To make connecting the semi-rigid flex duct to the 4″ rigid duct easier, I flattened out the ridges on each end of the pipe by using a spare piece of PVC as a rolling-pin like this.  It made sliding the flex duct over the 4″ rigid pipe soooo much easier.  Last, I taped that joint with more metal foil tape.  Applying the foil tape is a lot like applying contact paper – it has a removable backing that covers the adhesive.  Thank goodness it does, because getting the tape behind the duct in such a narrow space would have been a nightmare if not for the protective backing.  I shimmied the tape behind the metal duct with the backing still on and then peeled off about an inch so I could stick it to the duct.  Once it was in place I slowly peeled the backing off between the tape and the duct…whew!  I smoothed it out and all was good. 🙂


Wow OMG I felt like a genius! This was so much easier than trying to wrestle a tiny little crunched up piece of pipe through this weird awkward hole!!! It may not be the prettiest thing, but it sure beats trying to straighten out a wadded up pipe that would have almost never fit into that hole for me. Plus I knew if I just left that crunched up pipe like it was and attached the semi-rigid vent pipe to it, lint would have been trapped on all those jagged edges, which is nothing but a fire hazard!
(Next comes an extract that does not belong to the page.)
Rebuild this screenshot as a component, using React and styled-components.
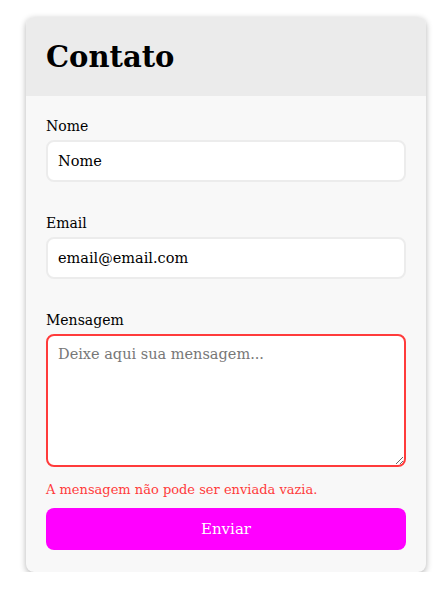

After my miraculous installation, I went on to patch the drywall, caulk, and paint.  After I finished patching I decided to use some painters tape to avoid getting any more mess on the edge of the dryerbox.  Taping before caulking is much easier than cleaning the edge of the dryerbox.  After applying caulk and smoothing it out, I peeled the tape off before it dried, which gave me a perfect caulk line.  When the caulk was dry, I taped my edges for the last time, and painted.


Finally, painted and ready to hook up to the dryer!  Just stunning. 🙂

The first rule when connecting the dryer to the semi-rigid vent hose is don’t use foil tape in this location. The dryer needs to be easily moved so that the duct can be cleaned out periodically and trying to replace foil tape each time just isn’t practical. For this connection I used a clamp that can be tightened with a screwdriver. This makes disconnecting the dryer much easier.  This end was already prepped and flattened from when I rolled it with my PVC pipe earlier, so all I had to do was slip the connector on, hook it up, and tighten the screw.

All hooked up and ready to be more efficient!


Finally, here is the dryer in it’s new home.  I have so much more space it seems!  No more do-si-do around the dryer door to load and unload it.  Even though this was frustrating to install (mostly my fault) I am pleased with how it turned out.


signature 3


Installing a Dryerbox — 19 Comments

    • That’s exactly what I had to do to get the courage. Once you tear the wall open and realize no one is there to “save” you, it will happen pretty quick. 😉

  1. I’m so excited to have found this on Pinterest. My dryer current sticks out farther than yours did and is constantly getting banged by the door. I’m certainly not brave enough to do this on my own so I’ve sent your blog page to my dad, Mr. Handy Man. He loves to visit me (live in different states) once or twice a year and do handy projects for me.

  2. OMG! I’m so glad you posted this tutorial. You don’t know how much I needed this tutorial. A while back (about 10 5 yrs. ago) we had our washer and dryer enclosed into individual cabinets. Now the newer dryer I have does not fit in the cabinet. The cabinet doors won’t closed. So, my husband had my brother-in-law makeshift some kind of crappy door that stick out about 4″ pass the other cabinet. It looks terrible. I’ve been living with this crappy door for far too long. I going to attempt to install the dryerbox following your tutorial. Wish me luck.

  3. I experienced similar frustrations with my install. I cut the oval hole out large enough to get the pipe through. In the end it looks good and works good but was not an easy install.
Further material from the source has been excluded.